SUPPLIED ENTRIES
-.-.-

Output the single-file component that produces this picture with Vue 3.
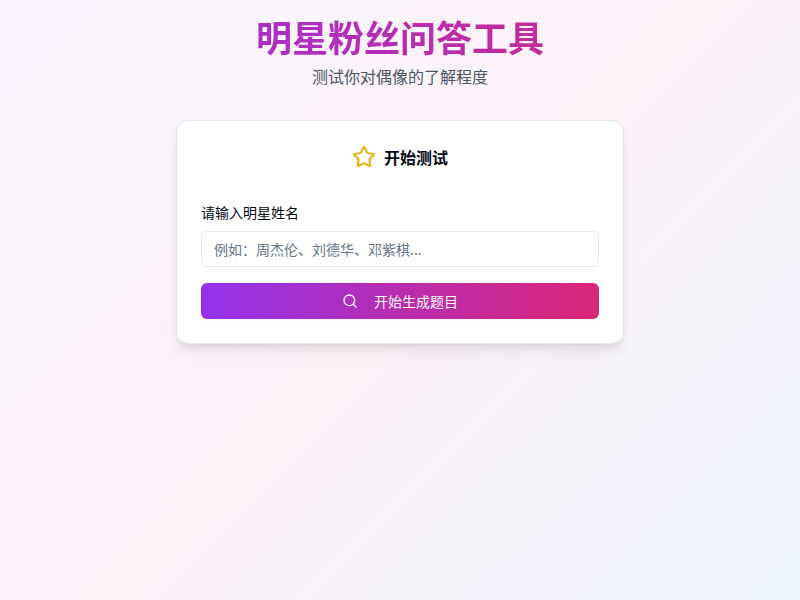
<script setup>
import { ref } from 'vue'
const name = ref('')
</script>

<template>
  <div class="page">
    <header class="head">
      <h1 class="title">明星粉丝问答工具</h1>
      <p class="sub">测试你对偶像的了解程度</p>
    </header>
    <section class="card">
      <div class="card-head">
        <svg class="star" width="24" height="24" viewBox="0 0 24 24" fill="none" stroke="currentColor" stroke-width="2" stroke-linecap="round" stroke-linejoin="round">
          <path d="M11.525 2.295a.53.53 0 0 1 .95 0l2.31 4.679a2.123 2.123 0 0 0 1.595 1.16l5.166.756a.53.53 0 0 1 .294.904l-3.736 3.638a2.123 2.123 0 0 0-.611 1.878l.882 5.14a.53.53 0 0 1-.771.56l-4.618-2.428a2.122 2.122 0 0 0-1.973 0L6.396 21.01a.53.53 0 0 1-.77-.56l.881-5.139a2.122 2.122 0 0 0-.611-1.879L2.16 9.795a.53.53 0 0 1 .294-.906l5.165-.755a2.122 2.122 0 0 0 1.597-1.16z" />
        </svg>
        <h2 class="card-title">开始测试</h2>
      </div>
      <div class="card-body">
        <label class="label" for="star-name">请输入明星姓名</label>
        <input id="star-name" v-model="name" class="input" type="text" placeholder="例如：周杰伦、刘德华、邓紫棋..." />
        <button class="button" type="button">
          <svg width="16" height="16" viewBox="0 0 24 24" fill="none" stroke="currentColor" stroke-width="2" stroke-linecap="round" stroke-linejoin="round">
            <path d="m21 21-4.34-4.34" />
            <circle cx="11" cy="11" r="8" />
          </svg>
          <span>开始生成题目</span>
        </button>
      </div>
    </section>
  </div>
</template>

<style>
html,
body {
  margin: 0;
}
</style>

<style scoped>
.page {
  box-sizing: border-box;
  min-height: 600px;
  padding: 16px;
  background: linear-gradient(135deg, #faf5ff, #fdf2f8, #eff6ff);
  font-family: 'Noto Sans CJK SC', sans-serif;
  color: #020817;
}
.head {
  margin-bottom: 32px;
  text-align: center;
}
.title {
  margin: 0 0 8px;
  font-size: 36px;
  line-height: 40px;
  font-weight: 700;
  background: linear-gradient(90deg, #9333ea, #db2777);
  background-clip: text;
  -webkit-background-clip: text;
  color: transparent;
}
.sub {
  margin: 0;
  font-size: 16px;
  line-height: 24px;
  color: #4b5563;
}
.card {
  box-sizing: border-box;
  width: 448px;
  margin: 0 auto;
  background: #fff;
  border: 1px solid #e2e8f0;
  border-radius: 12px;
  box-shadow: 0 10px 15px -3px rgba(0, 0, 0, 0.1), 0 4px 6px -4px rgba(0, 0, 0, 0.1);
}
.card-head {
  display: flex;
  justify-content: center;
  align-items: center;
  gap: 8px;
  padding: 24px 24px 34px;
}
.star {
  color: #eab308;
}
.card-title {
  margin: 0;
  font-size: 16px;
  line-height: 24px;
  font-weight: 600;
}
.card-body {
  display: flex;
  flex-direction: column;
  padding: 0 24px 24px;
}
.label {
  margin-bottom: 10px;
  font-size: 14px;
  line-height: 18px;
  font-weight: 400;
}
.input {
  box-sizing: border-box;
  height: 36px;
  margin-bottom: 16px;
  padding: 8px 12px;
  border: 1px solid #e2e8f0;
  border-radius: 6px;
  background: #fff;
  font: inherit;
  font-size: 14px;
  outline: none;
}
.input::placeholder {
  color: #64748b;
}
.button {
  display: flex;
  justify-content: center;
  align-items: center;
  gap: 16px;
  height: 36px;
  padding: 0 16px;
  border: 0;
  border-radius: 6px;
  background: linear-gradient(90deg, #9333ea, #db2777);
  color: #f8fafc;
  font: inherit;
  font-size: 14px;
  font-weight: 400;
  box-shadow: 0 1px 2px rgba(0, 0, 0, 0.05);
}
</style>
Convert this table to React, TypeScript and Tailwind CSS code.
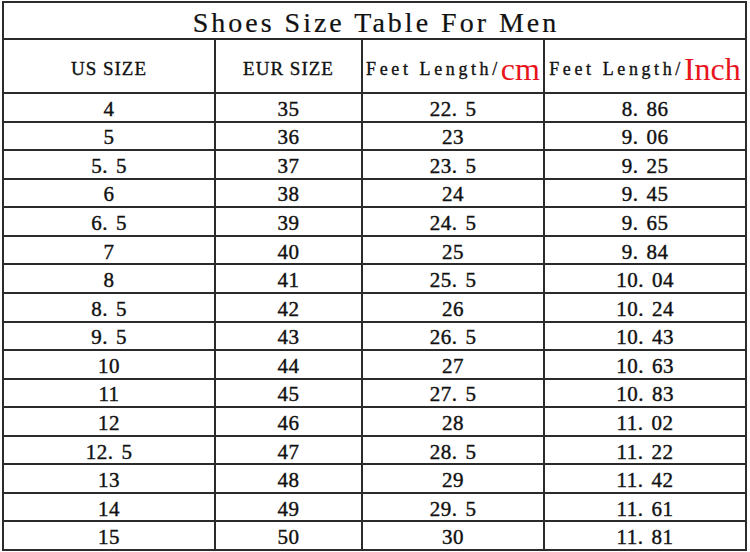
import React from "react";

const rows: [string, string, string, string][] = [
  ["4", "35", "22.5", "8.86"],
  ["5", "36", "23", "9.06"],
  ["5.5", "37", "23.5", "9.25"],
  ["6", "38", "24", "9.45"],
  ["6.5", "39", "24.5", "9.65"],
  ["7", "40", "25", "9.84"],
  ["8", "41", "25.5", "10.04"],
  ["8.5", "42", "26", "10.24"],
  ["9.5", "43", "26.5", "10.43"],
  ["10", "44", "27", "10.63"],
  ["11", "45", "27.5", "10.83"],
  ["12", "46", "28", "11.02"],
  ["12.5", "47", "28.5", "11.22"],
  ["13", "48", "29", "11.42"],
  ["14", "49", "29.5", "11.61"],
  ["15", "50", "30", "11.81"],
];

function Num({ v }: { v: string }) {
  const i = v.indexOf(".");
  if (i < 0) return <span className="tracking-[0.5px]">{v}</span>;
  return (
    <span className="tracking-[0.5px]">
      {v.slice(0, i)}
      <span className="mr-[8px]">.</span>
      {v.slice(i + 1)}
    </span>
  );
}

export default function App() {
  return (
    <div className="w-[750px] h-[552px] bg-white">
      <div className="ml-[2px] mt-[1px] w-[745px] h-[550px] bg-[#2b2b2b] p-[2px] grid gap-[2px] grid-cols-[210px_145px_180px_200px] grid-rows-[35px_52px_repeat(16,minmax(0,1fr))] text-[#111] font-['Liberation_Serif',serif]">
        <div className="col-span-4 bg-white flex items-center justify-center pt-[4px] text-[28px] leading-none tracking-[3px] pl-[3px] [-webkit-text-stroke:0.2px_#111]">
          Shoes Size Table For Men
        </div>
        <div className="bg-white flex items-center justify-center pt-[4px] text-[19px] leading-none tracking-[1px] [-webkit-text-stroke:0.35px_#111]">
          US SIZE
        </div>
        <div className="bg-white flex items-center justify-center pt-[4px] text-[19px] leading-none tracking-[1px] [-webkit-text-stroke:0.35px_#111]">
          EUR SIZE
        </div>
        <div className="bg-white flex items-center justify-center pt-[6px] whitespace-nowrap overflow-visible">
          <span className="text-[18px] leading-none tracking-[3.6px] [-webkit-text-stroke:0.35px_#111]">
            Feet Length/
          </span>
          <span className="text-[32px] leading-none text-[#e8141c]">cm</span>
        </div>
        <div className="bg-white flex items-center justify-center pt-[6px] whitespace-nowrap overflow-visible">
          <span className="text-[18px] leading-none tracking-[3.6px] [-webkit-text-stroke:0.35px_#111]">
            Feet Length/
          </span>
          <span className="text-[32px] leading-none text-[#e8141c]">Inch</span>
        </div>
        {rows.map((r, i) =>
          r.map((c, j) => (
            <div
              key={`${i}-${j}`}
              className="bg-white flex items-center justify-center pt-[4px] text-[21px] leading-none [-webkit-text-stroke:0.4px_#111]"
            >
              <Num v={c} />
            </div>
          ))
        )}
      </div>
    </div>
  );
}
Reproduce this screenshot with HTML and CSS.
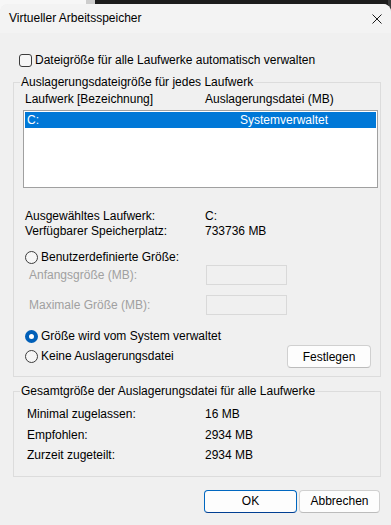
FILE: index.html
```html
<!DOCTYPE html>
<html lang="de">
  <head>
    <meta charset="UTF-8" />
    <meta name="viewport" content="width=device-width, initial-scale=1.0" />
    <title>Virtueller Arbeitsspeicher</title>
    <link rel="stylesheet" href="styles.css">
  </head>
  <body>
    <div class="dialog">
      <div class="titlebar">
        <span class="title">Virtueller Arbeitsspeicher</span>
        <svg class="close" width="10" height="10" viewBox="0 0 10 10">
          <path d="M0.5 0.5L9.5 9.5M9.5 0.5L0.5 9.5" stroke="#1a1a1a" stroke-width="1" fill="none" />
        </svg>
      </div>

      <div class="content">
        <label class="check"><span class="box"></span>Dateigröße für alle Laufwerke automatisch verwalten</label>

        <fieldset class="group drives">
          <legend>Auslagerungsdateigröße für jedes Laufwerk</legend>
          <div class="cols">
            <span>Laufwerk [Bezeichnung]</span>
            <span>Auslagerungsdatei (MB)</span>
          </div>
          <div class="list">
            <div class="item selected"><span>C:</span><span>Systemverwaltet</span></div>
          </div>
          <div class="info">
            <span>Ausgewähltes Laufwerk:</span><span>C:</span>
            <span>Verfügbarer Speicherplatz:</span><span>733736 MB</span>
          </div>

          <label class="radio custom"><span class="dot"></span>Benutzerdefinierte Größe:</label>
          <div class="size">
            <span>Anfangsgröße (MB):</span>
            <span class="field"></span>
          </div>
          <div class="size max">
            <span>Maximale Größe (MB):</span>
            <span class="field"></span>
          </div>

          <label class="radio system"><span class="dot on"></span>Größe wird vom System verwaltet</label>
          <div class="none-row">
            <label class="radio"><span class="dot"></span>Keine Auslagerungsdatei</label>
            <button type="button" class="btn set">Festlegen</button>
          </div>
        </fieldset>

        <fieldset class="group total">
          <legend>Gesamtgröße der Auslagerungsdatei für alle Laufwerke</legend>
          <div class="totals">
            <span>Minimal zugelassen:</span><span>16 MB</span>
            <span>Empfohlen:</span><span>2934 MB</span>
            <span>Zurzeit zugeteilt:</span><span>2934 MB</span>
          </div>
        </fieldset>

        <div class="actions">
          <button type="button" class="btn ok">OK</button>
          <button type="button" class="btn cancel">Abbrechen</button>
        </div>
      </div>
    </div>
  </body>
</html>
```

FILE: styles.css
```css
body {
  margin: 0;
  width: 391px;
  height: 525px;
  overflow: hidden;
  font-family: "Liberation Sans", Arial, sans-serif;
  font-size: 12px;
  line-height: 15px;
  color: #000;
  background: #f0f0f0 linear-gradient(to right, #f7f7f7 86px, #cdcdcd 86px, #cdcdcd 95px, #1c1c1c 95px, #1c1c1c 388px, #3a3a3a 388px) top left / 100% 14px no-repeat;
}

.dialog {
  margin-top: 4px;
  height: 521px;
  background-color: #f0f0f0;
  border-radius: 8px 8px 0 0;
  overflow: hidden;
}

.titlebar {
  height: 29px;
  display: flex;
  align-items: center;
  justify-content: space-between;
  padding: 0 9px;
  background-color: #f3f3f3;
}

.content {
  padding: 0 10px 0 13px;
}

/* checkbox */
.check {
  display: flex;
  align-items: center;
  margin: 20px 0 0 6px;
  height: 15px;
}

.box {
  width: 11px;
  height: 11px;
  border: 1px solid #3c3c3c;
  border-radius: 3px;
  background-color: #f6f6f6;
  margin-right: 3px;
}

/* group boxes */
.group {
  margin: 7px 0 0 0;
  border: 1px solid #dcdcdc;
  padding: 0 2px 8px 9px;
  min-width: 0;
}

.group legend {
  padding: 0 1px;
  margin-left: -3px;
  line-height: 15px;
}

.cols {
  display: grid;
  grid-template-columns: 180px auto;
  margin-top: 2px;
  padding-left: 2px;
}

.list {
  margin-top: 3px;
  height: 74px;
  border: 1px solid #a0a0a0;
  padding: 1px;
  background-color: #fff;
}

.item {
  display: grid;
  grid-template-columns: 213px auto;
  height: 16px;
  line-height: 16px;
  padding-left: 2px;
}

.item.selected {
  background-color: #0078d7;
  color: #fff;
}

.info {
  display: grid;
  grid-template-columns: 180px auto;
  margin-top: 21px;
  padding-left: 2px;
}

/* radio buttons */
.radio {
  display: flex;
  align-items: center;
  height: 15px;
  margin-left: 2px;
}

.dot {
  width: 11px;
  height: 11px;
  border: 1px solid #3c3c3c;
  border-radius: 50%;
  background-color: #f6f6f6;
  margin-right: 3px;
}

.dot.on {
  width: 5px;
  height: 5px;
  border: 4px solid #005fb8;
  background-color: #fff;
}

.radio.custom {
  margin-top: 11px;
}

.radio.system {
  margin-top: 14px;
}

.size {
  display: grid;
  grid-template-columns: 177px 81px;
  align-items: center;
  height: 20px;
  padding-left: 6px;
  color: #a0a0a0;
}

.size.max {
  margin-top: 10px;
}

.field {
  height: 18px;
  border: 1px solid #d9d9d9;
  background-color: #f0f0f0;
}

.none-row {
  display: flex;
  align-items: center;
  justify-content: space-between;
  height: 23px;
  margin-top: 1px;
}

/* buttons */
.btn {
  font-family: "Liberation Sans", Arial, sans-serif;
  font-size: 12px;
  color: #000;
  height: 23px;
  padding: 0;
  background-color: #fdfdfd;
  border: 1px solid #d0d0d0;
  border-bottom-color: #bcbcbc;
  border-radius: 4px;
}

.btn.set {
  width: 84px;
  margin-right: 7px;
}

.totals {
  display: grid;
  grid-template-columns: 178px auto;
  line-height: 20.5px;
  margin-top: 5px;
  padding-left: 4px;
  padding-bottom: 2px;
}

.actions {
  display: flex;
  justify-content: flex-end;
  gap: 2px;
  margin-top: 13px;
  padding-right: 1px;
}

.btn.ok {
  width: 93px;
  border-color: #0067c0;
  border-bottom-color: #003e92;
}

.btn.cancel {
  width: 81px;
}
```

-.-.-

CHALLENGE
Extract each line from the listing that holds the word "with".

TASK SOLUTION
Output the single-file component that produces this picture with Vue 3.
Reproduce this screenshot with HTML and CSS.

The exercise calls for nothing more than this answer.